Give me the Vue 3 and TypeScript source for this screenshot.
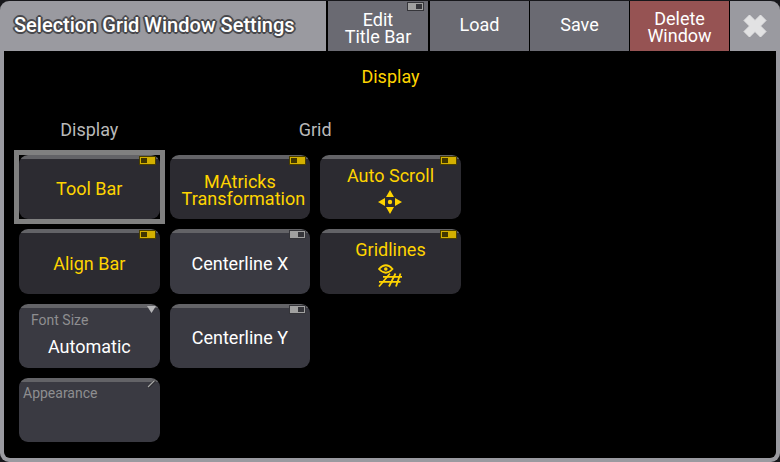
<script setup lang="ts">
import { reactive, ref } from 'vue'

interface Toggle {
  id: string
  lines: string[]
  on: boolean
  col: number
  row: number
  icon?: 'scroll' | 'gridlines'
}

const toggles = reactive<Toggle[]>([
  { id: 'tool-bar', lines: ['Tool Bar'], on: true, col: 1, row: 1 },
  { id: 'matricks', lines: ['MAtricks', 'Transformation'], on: true, col: 2, row: 1 },
  { id: 'auto-scroll', lines: ['Auto Scroll'], on: true, col: 3, row: 1, icon: 'scroll' },
  { id: 'align-bar', lines: ['Align Bar'], on: true, col: 1, row: 2 },
  { id: 'center-x', lines: ['Centerline X'], on: false, col: 2, row: 2 },
  { id: 'gridlines', lines: ['Gridlines'], on: true, col: 3, row: 2, icon: 'gridlines' },
  { id: 'center-y', lines: ['Centerline Y'], on: false, col: 2, row: 3 },
])

const focused = ref('tool-bar')
const editTitleBar = ref(false)
const fontSize = ref('Automatic')

function press(t: Toggle) {
  t.on = !t.on
  focused.value = t.id
}
</script>

<template>
  <main class="window">
    <header class="title-bar">
      <h1 class="title">Selection Grid Window Settings</h1>
      <button class="bar-button edit" type="button" :aria-pressed="editTitleBar" @click="editTitleBar = !editTitleBar">
        <span>Edit<br />Title Bar</span>
        <span class="switch" :class="{ on: editTitleBar }"></span>
      </button>
      <button class="bar-button" type="button">Load</button>
      <button class="bar-button" type="button">Save</button>
      <button class="bar-button delete" type="button">Delete<br />Window</button>
      <button class="close" type="button" aria-label="Close">
        <svg width="24" height="24" viewBox="0 0 24 24" aria-hidden="true">
          <path d="M6.5 1 12 6.5 17.5 1 23 6.5 17.5 12 23 17.5 17.5 23 12 17.5 6.5 23 1 17.5 6.5 12 1 6.5Z" fill="#e2e2e3" stroke="#e2e2e3" stroke-linejoin="round" />
        </svg>
      </button>
    </header>

    <section class="content">
      <h2 class="section-title">Display</h2>
      <div class="groups">
        <h3 class="group">Display</h3>
        <h3 class="group wide">Grid</h3>
      </div>
      <div class="tiles">
        <button
          v-for="t in toggles"
          :key="t.id"
          type="button"
          class="tile"
          :class="[`col-${t.col}`, `row-${t.row}`, { on: t.on, focused: focused === t.id, tall: t.icon || t.lines.length > 1 }]"
          :aria-pressed="t.on"
          @click="press(t)"
        >
          <span class="switch" :class="{ on: t.on }"></span>
          <span class="caption">
            <span v-for="line in t.lines" :key="line" class="line">{{ line }}</span>
          </span>
          <svg v-if="t.icon === 'scroll'" class="icon" width="24" height="24" viewBox="0 0 24 24" aria-hidden="true">
            <path d="M12 0 16 7H8ZM12 24 8 17h8ZM0 12 7 8v8ZM24 12 17 16V8Z" fill="#ffd400" />
            <circle cx="12" cy="12" r="2.2" fill="#ffd400" />
          </svg>
          <svg v-if="t.icon === 'gridlines'" class="icon" width="24" height="24" viewBox="0 0 24 24" fill="none" stroke="#ffd400" aria-hidden="true">
            <path d="M1 5Q8 -2.5 14.5 5Q8 12.5 1 5Z" stroke-width="1.8" />
            <circle cx="7.8" cy="5" r="1.8" fill="#ffd400" stroke="none" />
            <path d="M5 12.8H24M1 17.8H22.5" stroke-width="1.8" />
            <path d="M12 9.5 1 22.5M17.5 9.5 11 22.5M22.5 9.5 18 22.5" stroke-width="1.8" />
          </svg>
        </button>

        <label class="tile field col-1 row-3">
          <span class="field-name">Font Size</span>
          <select v-model="fontSize" class="field-value">
            <option>Automatic</option>
          </select>
          <svg class="corner arrow" width="9" height="7" viewBox="0 0 9 7" aria-hidden="true">
            <path d="M0 0H9L4.5 7Z" fill="#b4b4b6" />
          </svg>
        </label>

        <button class="tile field appearance col-1 row-4" type="button">
          <span class="field-name">Appearance</span>
          <svg class="corner pen" width="9" height="9" viewBox="0 0 9 9" aria-hidden="true">
            <path d="M1 8.5 8 1.5" stroke="#2c2c30" stroke-width="3" />
            <path d="M1 8 7.5 1.5" stroke="#a8a8a8" stroke-width="1.3" />
          </svg>
        </button>
      </div>
    </section>
  </main>
</template>

<style>
body {
  margin: 0;
  background: #17171b;
}
</style>

<style scoped>
.window {
  box-sizing: border-box;
  display: flex;
  flex-direction: column;
  min-height: calc(100vh - 2px);
  margin: 1px 0;
  background: #9a9aa0;
  border-radius: 9px;
  overflow: hidden;
  color: #fff;
  font: 18px/17px Roboto, sans-serif;
}
button,
select {
  margin: 0;
  padding: 0;
  border: 0;
  color: inherit;
  font: inherit;
}
h1,
h2,
h3 {
  margin: 0;
  font-size: 18px;
  font-weight: 400;
}
.title-bar {
  display: flex;
  gap: 1px;
  height: 50px;
  background: #000;
}
.title {
  flex: 1;
  display: flex;
  align-items: center;
  padding: 0 0 2px 14px;
  margin-right: 1px;
  background: #9a9aa0;
  font-size: 20px;
  font-weight: 500;
  white-space: nowrap;
  text-shadow: -2px 0 #48484c, 2px 0 #48484c, 0 -2px #48484c, 0 2px #48484c,
    -1px -1px 1px #3c3c40, 1px 1px 1px #3c3c40, 1px -1px 1px #3c3c40, -1px 1px 1px #3c3c40;
}
.bar-button {
  position: relative;
  width: 99px;
  padding-bottom: 4px;
  background: #6a6a72;
}
.edit {
  width: 100px;
  margin-right: 1px;
  padding: 4px 0 0;
}
.delete {
  padding: 2px 0 0;
  background: #965353;
}
.close {
  display: flex;
  align-items: center;
  justify-content: center;
  width: 50px;
  background: #9a9aa0;
}
.content {
  flex: 1;
  margin: 0 4px 4px;
  padding: 16px 14px 16px 15px;
  background: #000;
  border-radius: 0 0 6px 6px;
}
.section-title {
  color: #ffd400;
  line-height: 20px;
  text-align: center;
}
.groups,
.tiles {
  display: grid;
  grid-template-columns: repeat(5, 1fr);
  column-gap: 10px;
}
.groups {
  margin: 33px 0 15px;
}
.group {
  color: #b9b9b9;
  line-height: 20px;
  text-align: center;
}
.wide {
  grid-column: span 2;
}
.tiles {
  grid-template-rows: 64px 65px 64px 64px;
  row-gap: 10px;
}
.tile {
  position: relative;
  box-sizing: border-box;
  display: flex;
  flex-direction: column;
  align-items: center;
  justify-content: center;
  min-width: 0;
  padding-top: 3px;
  border-radius: 9px;
  background: linear-gradient(#636367 4px, #3a3a42 4px);
}
.tile.tall {
  padding-top: 6px;
}
.tile.on {
  background: linear-gradient(#636367 4px, #2c2b31 4px);
  color: #ffd400;
}
.focused {
  outline: 0;
}
.focused::before {
  content: '';
  position: absolute;
  inset: -5px;
  border: 5px solid #808080;
}
.caption {
  box-sizing: border-box;
  width: 100%;
  padding: 0 12px;
  text-align: center;
}
.line {
  display: block;
  white-space: nowrap;
}
.icon {
  margin-top: 6px;
}
.switch {
  position: absolute;
  top: 1px;
  right: 4px;
  box-sizing: border-box;
  width: 17px;
  height: 9px;
  border: 1px solid #35353a;
  background: linear-gradient(90deg, #a0a0a0 8px, #35353a 8px 14px, #a0a0a0 14px);
  box-shadow: inset 0 1px #a0a0a0, inset 0 -1px #a0a0a0;
}
.switch.on {
  border-color: #4a3f00;
  background: linear-gradient(90deg, #d4b000 1px, #403600 1px 7px, #d4b000 7px);
  box-shadow: inset 0 1px #d4b000, inset 0 -1px #d4b000;
}
.col-1 {
  grid-column: 1;
}
.col-2 {
  grid-column: 2;
}
.col-3 {
  grid-column: 3;
}
.row-1 {
  grid-row: 1;
}
.row-2 {
  grid-row: 2;
}
.row-3 {
  grid-row: 3;
}
.row-4 {
  grid-row: 4;
}
.field {
  align-items: stretch;
  justify-content: flex-start;
  padding-top: 8px;
}
.field-name {
  padding-left: 12px;
  color: #8e8e90;
  font-size: 14px;
  line-height: 16px;
  text-align: left;
}
.appearance {
  padding-top: 7px;
}
.appearance .field-name {
  padding-left: 4px;
}
.field-value {
  appearance: none;
  height: 22px;
  margin-top: 7px;
  background: transparent;
  text-align: center;
  text-align-last: center;
}
.corner {
  position: absolute;
}
.arrow {
  top: 2px;
  right: 4px;
}
.pen {
  top: 1px;
  right: 4px;
}
</style>
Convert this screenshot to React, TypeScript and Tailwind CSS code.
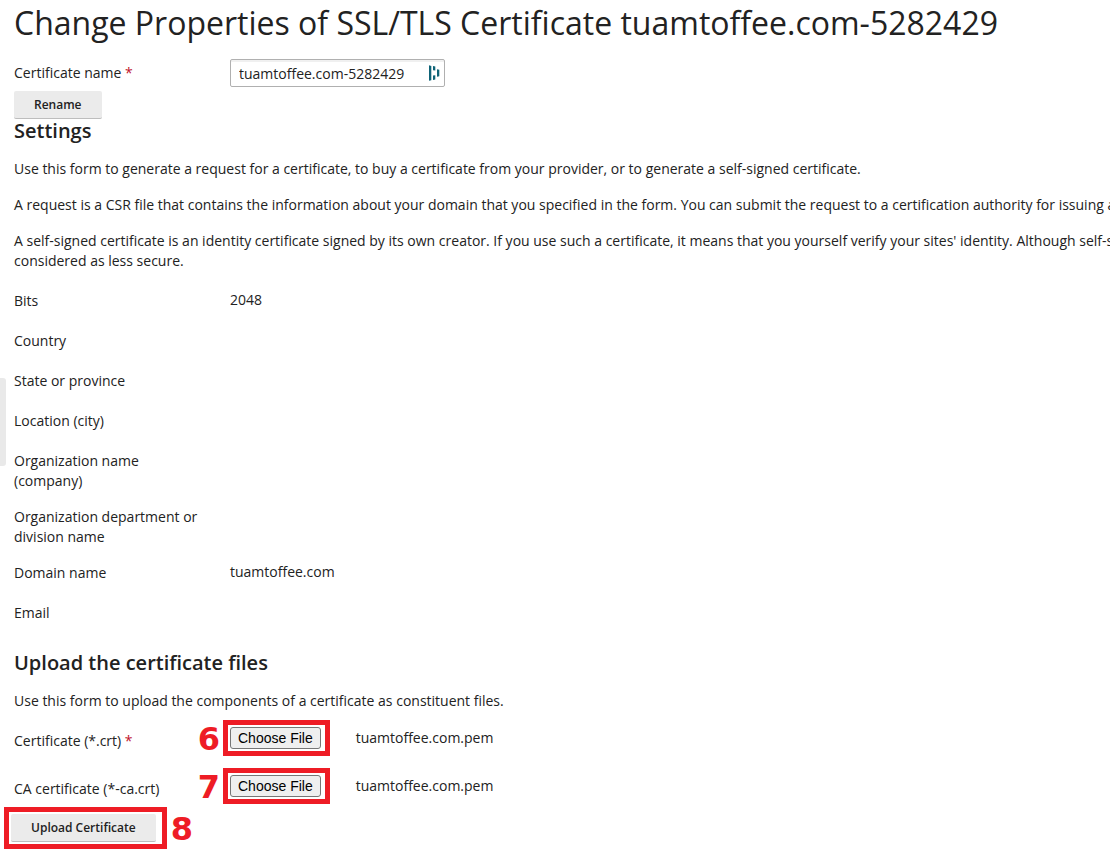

************

Exactly as written, repeat the lines from the beginning of the entries up to and including the line with "const fontSize = ref('Automatic')", but not the pictures.

Give me the Vue 3 and TypeScript source for this screenshot.
<script setup lang="ts">
import { reactive, ref } from 'vue'

interface Toggle {
  id: string
  lines: string[]
  on: boolean
  col: number
  row: number
  icon?: 'scroll' | 'gridlines'
}

const toggles = reactive<Toggle[]>([
  { id: 'tool-bar', lines: ['Tool Bar'], on: true, col: 1, row: 1 },
  { id: 'matricks', lines: ['MAtricks', 'Transformation'], on: true, col: 2, row: 1 },
  { id: 'auto-scroll', lines: ['Auto Scroll'], on: true, col: 3, row: 1, icon: 'scroll' },
  { id: 'align-bar', lines: ['Align Bar'], on: true, col: 1, row: 2 },
  { id: 'center-x', lines: ['Centerline X'], on: false, col: 2, row: 2 },
  { id: 'gridlines', lines: ['Gridlines'], on: true, col: 3, row: 2, icon: 'gridlines' },
  { id: 'center-y', lines: ['Centerline Y'], on: false, col: 2, row: 3 },
])

const focused = ref('tool-bar')
const editTitleBar = ref(false)
const fontSize = ref('Automatic')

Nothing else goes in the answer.